Here is a little, slightly off-kilter thing to think about: you could kill the poorest 90% on Earth and if the richest 10% were able to continue their lifestyle they still wouldn't be able to do enough to avoid somewhere now beyond catastrophic climate change. And there is a limit to action. When the Soviet Union collapsed they saw a 5% reduction in co2 emissions one year, 4% the next. Mortality rates had not recovered the last time I looked a decade ago. The point is we are the fossil fuel society, it is embedded in every aspect of our society. At some point, emissions reductions that are too aggressive will lead to the breakdown of civil society, that if continued, will lead to the most carbon-intensive activity humankind has seen: war. The technology to take co2 out of the atmosphere doesn't and never did work, so we are in a bind. My guess is we, and perhaps moreso future generations, will evolve through crisis.

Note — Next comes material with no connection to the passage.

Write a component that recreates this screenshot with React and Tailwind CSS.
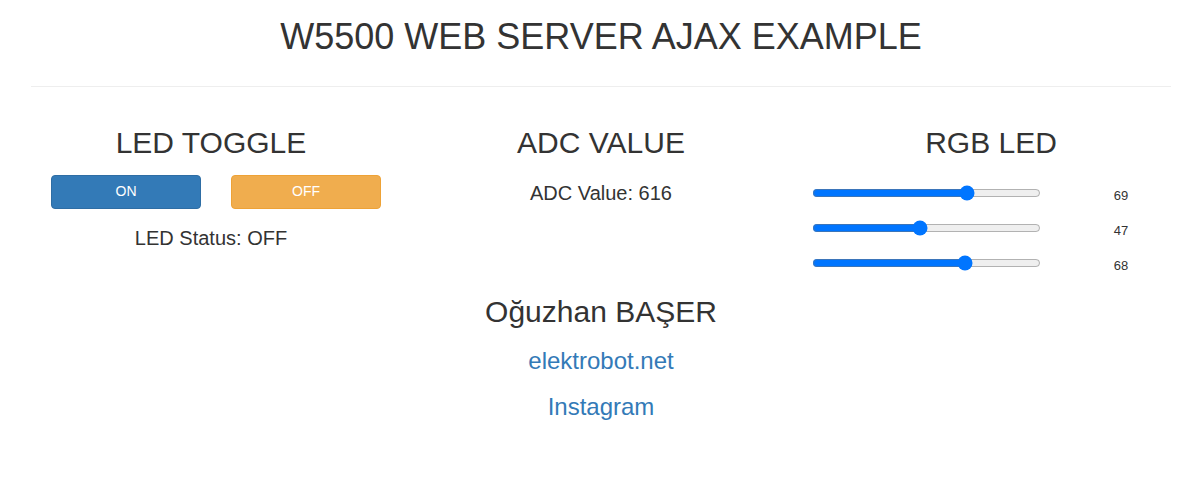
const sliders = [69, 47, 68];

function App() {
  return (
    <div className="w-[1195px] min-h-[487px] bg-white text-[#333] font-['Liberation_Sans',Arial,sans-serif]">
      <div className="w-[1170px] ml-[16px] px-[15px]">
        <h1 className="text-[36px] leading-[1.1] text-center pt-[17px]">W5500 WEB SERVER AJAX EXAMPLE</h1>
        <hr className="mt-[29px] border-0 border-t border-[#eee]" />
      </div>

      <div className="w-[1170px] ml-[16px] flex mt-[39px]">
        <div className="w-[390px] flex flex-col items-center">
          <h2 className="text-[30px] leading-[1.1]">LED TOGGLE</h2>
          <div className="flex self-start ml-[35px] mt-[16px] gap-[30px]">
            <button className="w-[150px] h-[34px] rounded-[4px] bg-[#337ab7] border border-[#2e6da4] text-white text-[14px]">ON</button>
            <button className="w-[150px] h-[34px] rounded-[4px] bg-[#f0ad4e] border border-[#eea236] text-white text-[14px]">OFF</button>
          </div>
          <p className="text-[20px] leading-[1.1] mt-[18px]">LED Status: OFF</p>
        </div>

        <div className="w-[390px] flex flex-col items-center">
          <h2 className="text-[30px] leading-[1.1]">ADC VALUE</h2>
          <p className="text-[20px] leading-[1.1] mt-[23px]">ADC Value: 616</p>
        </div>

        <div className="w-[390px] flex flex-col items-center">
          <h2 className="text-[30px] leading-[1.1]">RGB LED</h2>
          <div className="self-start ml-[16px] mt-[17px] flex flex-col">
            {sliders.map((v, i) => (
              <div key={i} className="flex items-center h-[35px]">
                <input type="range" min="0" max="100" defaultValue={v} className="w-[229px] m-0" />
                <span className="ml-[60px] w-[40px] text-center text-[13px] pt-[5px]">{v}</span>
              </div>
            ))}
          </div>
        </div>
      </div>

      <div className="flex flex-col items-center ml-[7px] mt-[14px]">
        <h2 className="text-[30px] leading-[1.1]">Oğuzhan BAŞER</h2>
        <a href="#" className="text-[24px] leading-[1.1] text-[#337ab7] mt-[20px]">elektrobot.net</a>
        <a href="#" className="text-[24px] leading-[1.1] text-[#337ab7] mt-[20px]">Instagram</a>
      </div>
    </div>
  );
}

export default App;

In our situation today, in one sense, population doesn't matter any more. We missed the boat on helping the developing world achieve a 'demographic transition' to a 'developed' society without them exploiting the fossil fuel resources they have available to them. Not only that but 'developed' world countries are now regressing towards developing world standards.
This 'demographic transition' (for anyone that hasn't come across the term) goes roughly like this. 1. A society gets clean water and some basic healthcare, infant mortality drops, populations boom. 2. Social safety nets, including pensions, get put in place, women get the opportunity for meaningful labour and control over their reproductive rights and populations drop. The West achieved this transition through the 'free' energy afforded us by burning fossil fuels. Now the very rich are pushing us back to developing world social structures, reverting our demographic transition. If we were to help developing world countries do the same with renewables we really needed to start in the 1980's. Instead we got Reagan and Thatcher, and neo-liberalism. We ran in the opposite direction. But look, LiveAid was a great day out, right?
The rich, who by definition have benefited most from capitalism, will always align with fascism in order to maintain their position of advantage, over some form of socialism or whatever, which is the societal model we needed in order to effect the co-operation climate change mitigation required.
So yeah, buying organic is not going to cut it! Other than the above, have a good day! These are the good old days so enjoy them!
It is for the US. They use Gallup polls over time, but the recent one are household incomes of below $40,000 for low income and $100,000 for high income, with the rest being middle income.
Also it is for the US, so even low income households are relativly wealthy and have the time to do something about it. The big impact decision for food is not to buy organic, but become vegetarian or vegan. For transport the best option is not to drive a car at all.
Higher fuel taxes do not help, if you do not offer a working alternative for poor people. They just end up being a tax on the poor. That was seen as especially bad as the wealth tax was just cut. So a lot of the protest was really more about cut of austerity measuers, increase of minimum wage and the like. Obviously fossil fuel propaganda tries to spin it as a pro fossil fuel protests though.